--- Start Given material ---
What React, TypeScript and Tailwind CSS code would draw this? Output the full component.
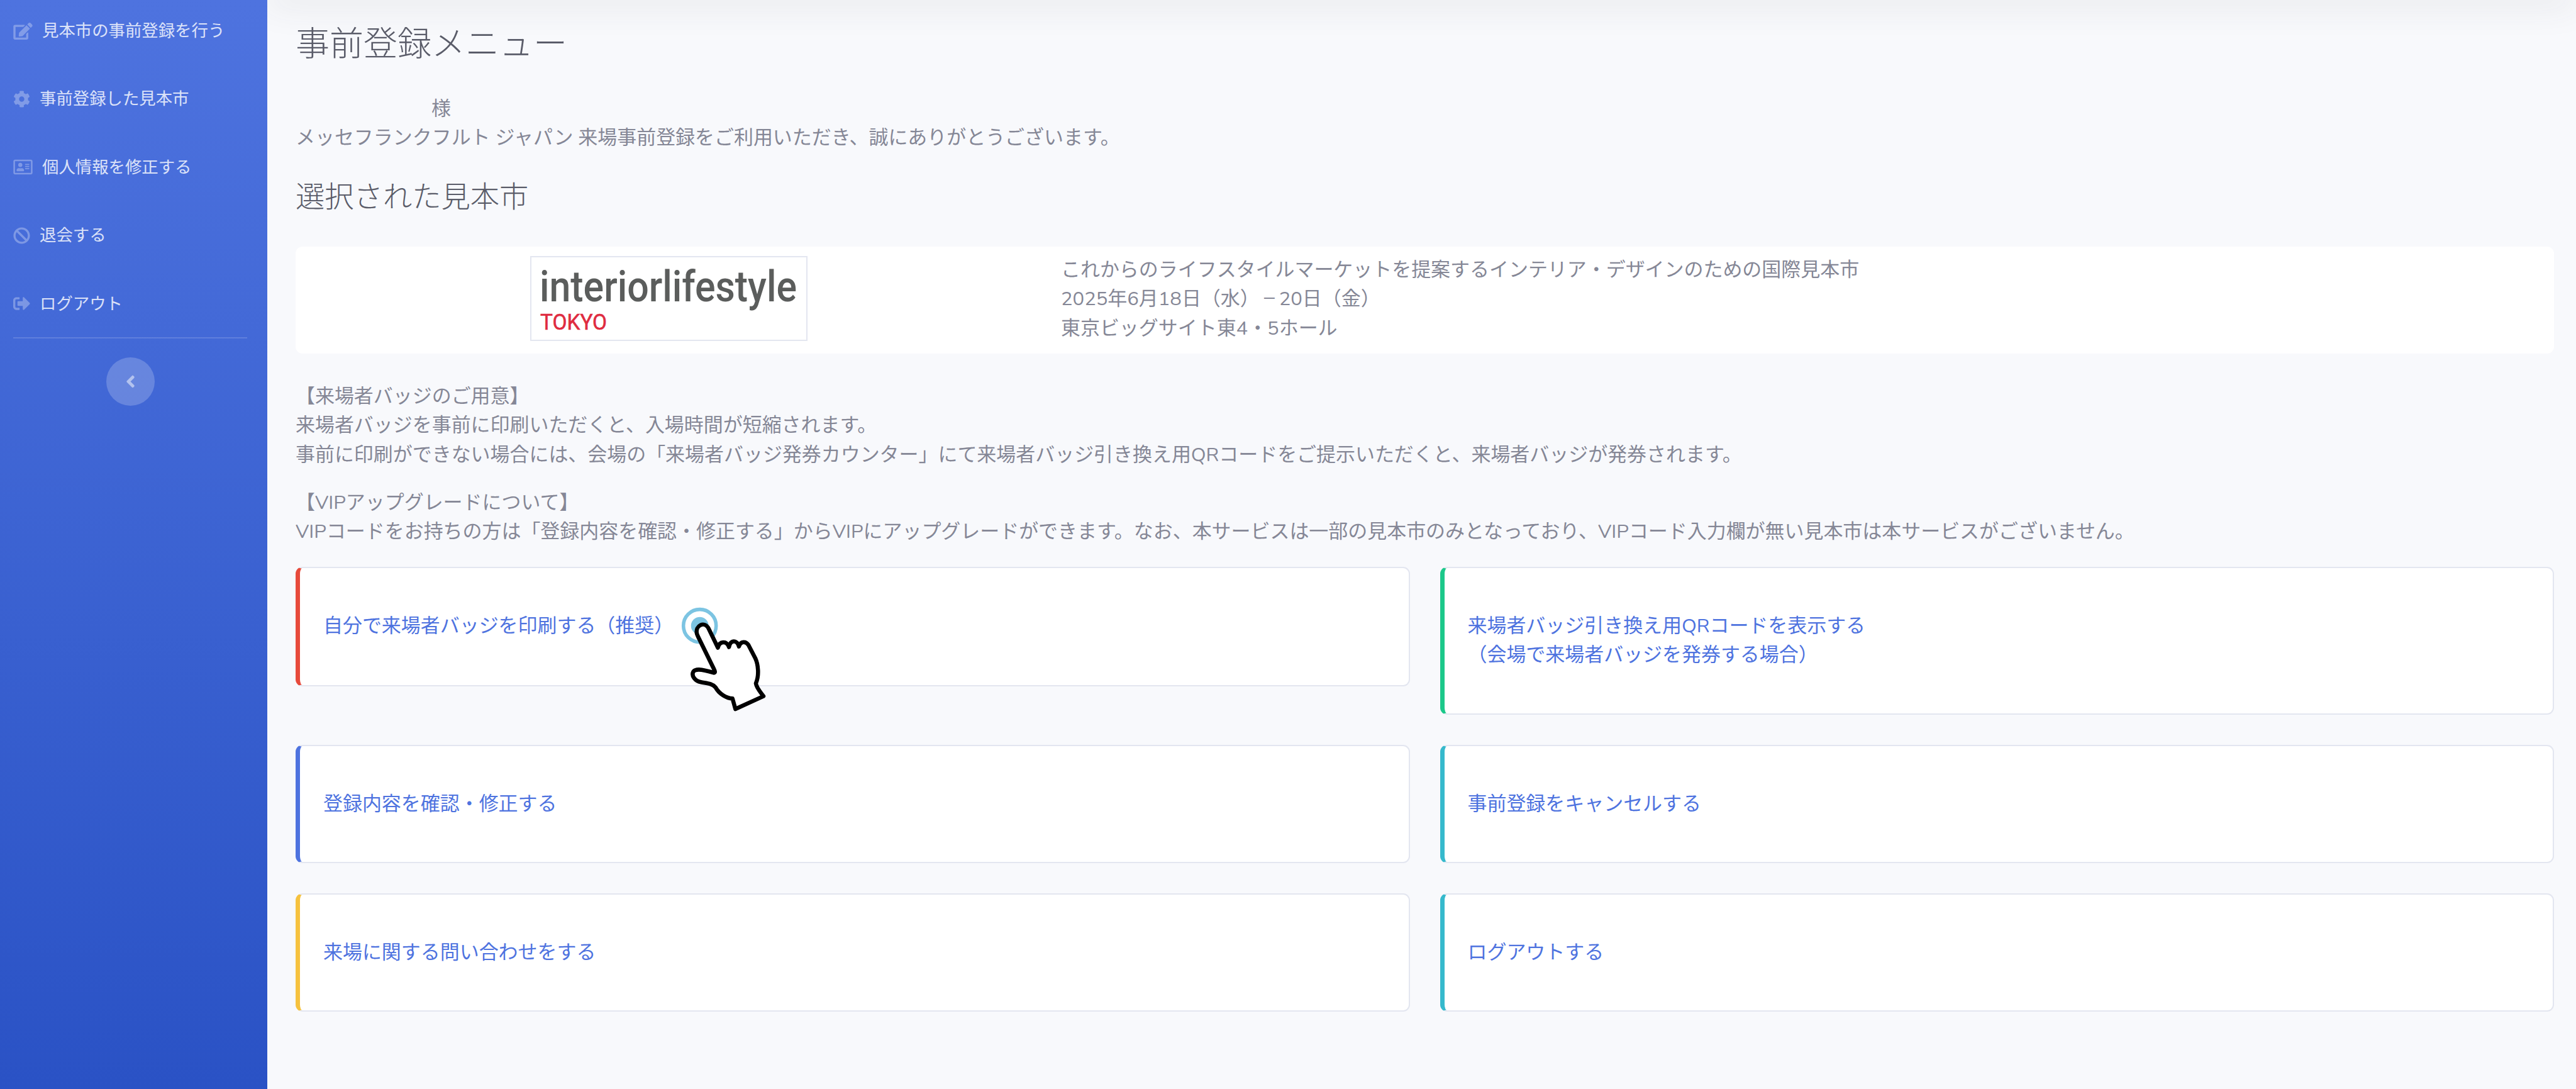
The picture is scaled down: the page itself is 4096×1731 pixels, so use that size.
import type { ReactNode } from "react";
import { FaAngleLeft, FaBan, FaCog, FaEdit, FaRegAddressCard, FaSignOutAlt } from "react-icons/fa";

const NAV = [
  { label: "見本市の事前登録を行う", icon: <FaEdit className="h-[27px] w-[31px]" /> },
  { label: "事前登録した見本市", icon: <FaCog className="h-[27px] w-[27px]" /> },
  { label: "個人情報を修正する", icon: <FaRegAddressCard className="h-[27px] w-[31px]" /> },
  { label: "退会する", icon: <FaBan className="h-[27px] w-[27px]" /> },
  { label: "ログアウト", icon: <FaSignOutAlt className="h-[27px] w-[27px]" /> },
];

function Sidebar() {
  return (
    <aside className="flex w-[425px] shrink-0 flex-col bg-linear-to-b from-[#4e73df] to-[#2a52c5] pr-[32px] pl-[21px]">
      <nav className="-mt-[5px] flex flex-col">
        {NAV.map((item) => (
          <a key={item.label} className="flex h-[108.4px] items-center gap-[15px] text-[26.4px] leading-none whitespace-nowrap text-white/80">
            <span className="text-white/30">{item.icon}</span>
            {item.label}
          </a>
        ))}
      </nav>
      <hr className="-mt-px border-t-2 border-white/15" />
      <button className="mt-[30px] ml-[148px] flex h-[77px] w-[77px] items-center justify-center rounded-full bg-white/20 text-white/50">
        <FaAngleLeft className="h-[31px] w-[31px]" />
      </button>
    </aside>
  );
}

function Logo() {
  return (
    <div className="h-[135px] w-[441px] border-2 border-[#e3e6f0] bg-white">
      <svg viewBox="0 0 437 131" className="h-full w-full overflow-visible" fontFamily="Roboto, sans-serif">
        <text x="13" y="70" fontSize="68" fontWeight="500" textLength="409" lengthAdjust="spacingAndGlyphs" fill="#5b5d5c">
          interiorlifestyle
        </text>
        <text x="14" y="115" fontSize="35" textLength="106" lengthAdjust="spacingAndGlyphs" fill="#df2b40" stroke="#df2b40" strokeWidth="0.6">
          TOKYO
        </text>
      </svg>
    </div>
  );
}

function MenuCard({ accent, children }: { accent: string; children: ReactNode }) {
  return (
    <div className={`rounded-[11px] border-2 border-l-[7px] border-[#e3e6f0] bg-white py-[69px] pl-[37px] text-[#4e73df] ${accent}`}>
      {children}
    </div>
  );
}

// Tap animation shown over the recommended menu item
function TapHand() {
  return (
    <svg viewBox="0 0 240 240" className="absolute top-[30px] left-[573px] h-[223px] w-[223px]">
      <circle cx="75" cy="68.5" r="28" fill="none" stroke="#7cc4e2" strokeWidth="6" />
      <circle cx="75" cy="68.5" r="15" fill="#7cc4e2" />
      <path
        d="M70 82 C67 68 83 60 90 73 L106 106 C109 94 121 94 125 105 C127 92 139 92 142 104 C145 94 154 95 158 101 L170 124 C175 135 177 153 171 167 C172 175 179 182 184 189 L136 211 L131 193 C121 193 108 185 102 174 C96 167 87 167 77 165 C67 163 60 154 64 147 C69 140 86 145 99 149 C102 149 101 146 99 142 L73 89 Q71 85 70 82 Z"
        fill="#fff"
        stroke="#000"
        strokeWidth="7"
        strokeLinejoin="round"
      />
    </svg>
  );
}

export default function App() {
  return (
    <div className="flex h-[1731px] w-[4096px] overflow-hidden bg-[#f8f9fc] font-['Nunito','Noto_Sans_CJK_JP',sans-serif] text-[30.96px] leading-[46.4px] text-[#858796]">
      <Sidebar />
      <main className="flex-1 overflow-hidden">
        {/* shadow of the top bar */}
        <div className="-mt-[20px] h-[20px] shadow-[0_5px_54px_0_rgba(58,59,69,0.15)]" />

        <div className="pt-[39px] pr-[35px] pl-[45px]">
          <h1 className="text-[54px] leading-[65px] font-light text-[#5a5c69]">事前登録メニュー</h1>
          <p className="mt-[46px]">
            <span className="inline-block w-[216px]" />様
            <br />
            メッセフランクフルト ジャパン 来場事前登録をご利用いただき、誠にありがとうございます。
          </p>
          <h2 className="mt-[43px] text-[46.3px] leading-[56px] font-light text-[#5a5c69]">選択された見本市</h2>

          <section className="mt-[50px] flex h-[170px] rounded-[11px] bg-white">
            <div className="flex w-[1217px] items-start pt-[15px] pl-[373px]">
              <Logo />
            </div>
            <p className="pt-[14px]">
              これからのライフスタイルマーケットを提案するインテリア・デザインのための国際見本市
              <br />
              2025年6月18日（水）<span className="inline-block scale-x-75">－</span>20日（金）
              <br />
              東京ビッグサイト東4・5ホール
            </p>
          </section>

          <p className="mt-[45px]">
            【来場者バッジのご用意】
            <br />
            来場者バッジを事前に印刷いただくと、入場時間が短縮されます。
            <br />
            事前に印刷ができない場合には、会場の「来場者バッジ発券カウンター」にて来場者バッジ引き換え用QRコードをご提示いただくと、来場者バッジが発券されます。
          </p>
          <p className="mt-[30px]">
            【VIPアップグレードについて】
            <br />
            VIPコードをお持ちの方は「登録内容を確認・修正する」からVIPにアップグレードができます。なお、本サービスは一部の見本市のみとなっており、VIPコード入力欄が無い見本市は本サービスがございません。
          </p>

          <div className="mt-[32px] grid grid-cols-2 items-start gap-[48px]">
            <div className="relative">
              <MenuCard accent="min-h-[190px] border-l-[#e74a3b]">自分で来場者バッジを印刷する（推奨）</MenuCard>
              <TapHand />
            </div>
            <MenuCard accent="border-l-[#1cc88a]">
              来場者バッジ引き換え用QRコードを表示する
              <br />
              （会場で来場者バッジを発券する場合）
            </MenuCard>
            <MenuCard accent="border-l-[#4e73df]">登録内容を確認・修正する</MenuCard>
            <MenuCard accent="border-l-[#36b9cc]">事前登録をキャンセルする</MenuCard>
            <MenuCard accent="border-l-[#f6c23e]">来場に関する問い合わせをする</MenuCard>
            <MenuCard accent="border-l-[#36b9cc]">ログアウトする</MenuCard>
          </div>
        </div>
      </main>
    </div>
  );
}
--- End Given material ---
**What needs to be done:**
Write out the material above once more, exactly as it reads, with no pictures.

**The reply:**
What React, TypeScript and Tailwind CSS code would draw this? Output the full component.
The picture is scaled down: the page itself is 4096×1731 pixels, so use that size.
import type { ReactNode } from "react";
import { FaAngleLeft, FaBan, FaCog, FaEdit, FaRegAddressCard, FaSignOutAlt } from "react-icons/fa";

const NAV = [
  { label: "見本市の事前登録を行う", icon: <FaEdit className="h-[27px] w-[31px]" /> },
  { label: "事前登録した見本市", icon: <FaCog className="h-[27px] w-[27px]" /> },
  { label: "個人情報を修正する", icon: <FaRegAddressCard className="h-[27px] w-[31px]" /> },
  { label: "退会する", icon: <FaBan className="h-[27px] w-[27px]" /> },
  { label: "ログアウト", icon: <FaSignOutAlt className="h-[27px] w-[27px]" /> },
];

function Sidebar() {
  return (
    <aside className="flex w-[425px] shrink-0 flex-col bg-linear-to-b from-[#4e73df] to-[#2a52c5] pr-[32px] pl-[21px]">
      <nav className="-mt-[5px] flex flex-col">
        {NAV.map((item) => (
          <a key={item.label} className="flex h-[108.4px] items-center gap-[15px] text-[26.4px] leading-none whitespace-nowrap text-white/80">
            <span className="text-white/30">{item.icon}</span>
            {item.label}
          </a>
        ))}
      </nav>
      <hr className="-mt-px border-t-2 border-white/15" />
      <button className="mt-[30px] ml-[148px] flex h-[77px] w-[77px] items-center justify-center rounded-full bg-white/20 text-white/50">
        <FaAngleLeft className="h-[31px] w-[31px]" />
      </button>
    </aside>
  );
}

function Logo() {
  return (
    <div className="h-[135px] w-[441px] border-2 border-[#e3e6f0] bg-white">
      <svg viewBox="0 0 437 131" className="h-full w-full overflow-visible" fontFamily="Roboto, sans-serif">
        <text x="13" y="70" fontSize="68" fontWeight="500" textLength="409" lengthAdjust="spacingAndGlyphs" fill="#5b5d5c">
          interiorlifestyle
        </text>
        <text x="14" y="115" fontSize="35" textLength="106" lengthAdjust="spacingAndGlyphs" fill="#df2b40" stroke="#df2b40" strokeWidth="0.6">
          TOKYO
        </text>
      </svg>
    </div>
  );
}

function MenuCard({ accent, children }: { accent: string; children: ReactNode }) {
  return (
    <div className={`rounded-[11px] border-2 border-l-[7px] border-[#e3e6f0] bg-white py-[69px] pl-[37px] text-[#4e73df] ${accent}`}>
      {children}
    </div>
  );
}

// Tap animation shown over the recommended menu item
function TapHand() {
  return (
    <svg viewBox="0 0 240 240" className="absolute top-[30px] left-[573px] h-[223px] w-[223px]">
      <circle cx="75" cy="68.5" r="28" fill="none" stroke="#7cc4e2" strokeWidth="6" />
      <circle cx="75" cy="68.5" r="15" fill="#7cc4e2" />
      <path
        d="M70 82 C67 68 83 60 90 73 L106 106 C109 94 121 94 125 105 C127 92 139 92 142 104 C145 94 154 95 158 101 L170 124 C175 135 177 153 171 167 C172 175 179 182 184 189 L136 211 L131 193 C121 193 108 185 102 174 C96 167 87 167 77 165 C67 163 60 154 64 147 C69 140 86 145 99 149 C102 149 101 146 99 142 L73 89 Q71 85 70 82 Z"
        fill="#fff"
        stroke="#000"
        strokeWidth="7"
        strokeLinejoin="round"
      />
    </svg>
  );
}

export default function App() {
  return (
    <div className="flex h-[1731px] w-[4096px] overflow-hidden bg-[#f8f9fc] font-['Nunito','Noto_Sans_CJK_JP',sans-serif] text-[30.96px] leading-[46.4px] text-[#858796]">
      <Sidebar />
      <main className="flex-1 overflow-hidden">
        {/* shadow of the top bar */}
        <div className="-mt-[20px] h-[20px] shadow-[0_5px_54px_0_rgba(58,59,69,0.15)]" />

        <div className="pt-[39px] pr-[35px] pl-[45px]">
          <h1 className="text-[54px] leading-[65px] font-light text-[#5a5c69]">事前登録メニュー</h1>
          <p className="mt-[46px]">
            <span className="inline-block w-[216px]" />様
            <br />
            メッセフランクフルト ジャパン 来場事前登録をご利用いただき、誠にありがとうございます。
          </p>
          <h2 className="mt-[43px] text-[46.3px] leading-[56px] font-light text-[#5a5c69]">選択された見本市</h2>

          <section className="mt-[50px] flex h-[170px] rounded-[11px] bg-white">
            <div className="flex w-[1217px] items-start pt-[15px] pl-[373px]">
              <Logo />
            </div>
            <p className="pt-[14px]">
              これからのライフスタイルマーケットを提案するインテリア・デザインのための国際見本市
              <br />
              2025年6月18日（水）<span className="inline-block scale-x-75">－</span>20日（金）
              <br />
              東京ビッグサイト東4・5ホール
            </p>
          </section>

          <p className="mt-[45px]">
            【来場者バッジのご用意】
            <br />
            来場者バッジを事前に印刷いただくと、入場時間が短縮されます。
            <br />
            事前に印刷ができない場合には、会場の「来場者バッジ発券カウンター」にて来場者バッジ引き換え用QRコードをご提示いただくと、来場者バッジが発券されます。
          </p>
          <p className="mt-[30px]">
            【VIPアップグレードについて】
            <br />
            VIPコードをお持ちの方は「登録内容を確認・修正する」からVIPにアップグレードができます。なお、本サービスは一部の見本市のみとなっており、VIPコード入力欄が無い見本市は本サービスがございません。
          </p>

          <div className="mt-[32px] grid grid-cols-2 items-start gap-[48px]">
            <div className="relative">
              <MenuCard accent="min-h-[190px] border-l-[#e74a3b]">自分で来場者バッジを印刷する（推奨）</MenuCard>
              <TapHand />
            </div>
            <MenuCard accent="border-l-[#1cc88a]">
              来場者バッジ引き換え用QRコードを表示する
              <br />
              （会場で来場者バッジを発券する場合）
            </MenuCard>
            <MenuCard accent="border-l-[#4e73df]">登録内容を確認・修正する</MenuCard>
            <MenuCard accent="border-l-[#36b9cc]">事前登録をキャンセルする</MenuCard>
            <MenuCard accent="border-l-[#f6c23e]">来場に関する問い合わせをする</MenuCard>
            <MenuCard accent="border-l-[#36b9cc]">ログアウトする</MenuCard>
          </div>
        </div>
      </main>
    </div>
  );
}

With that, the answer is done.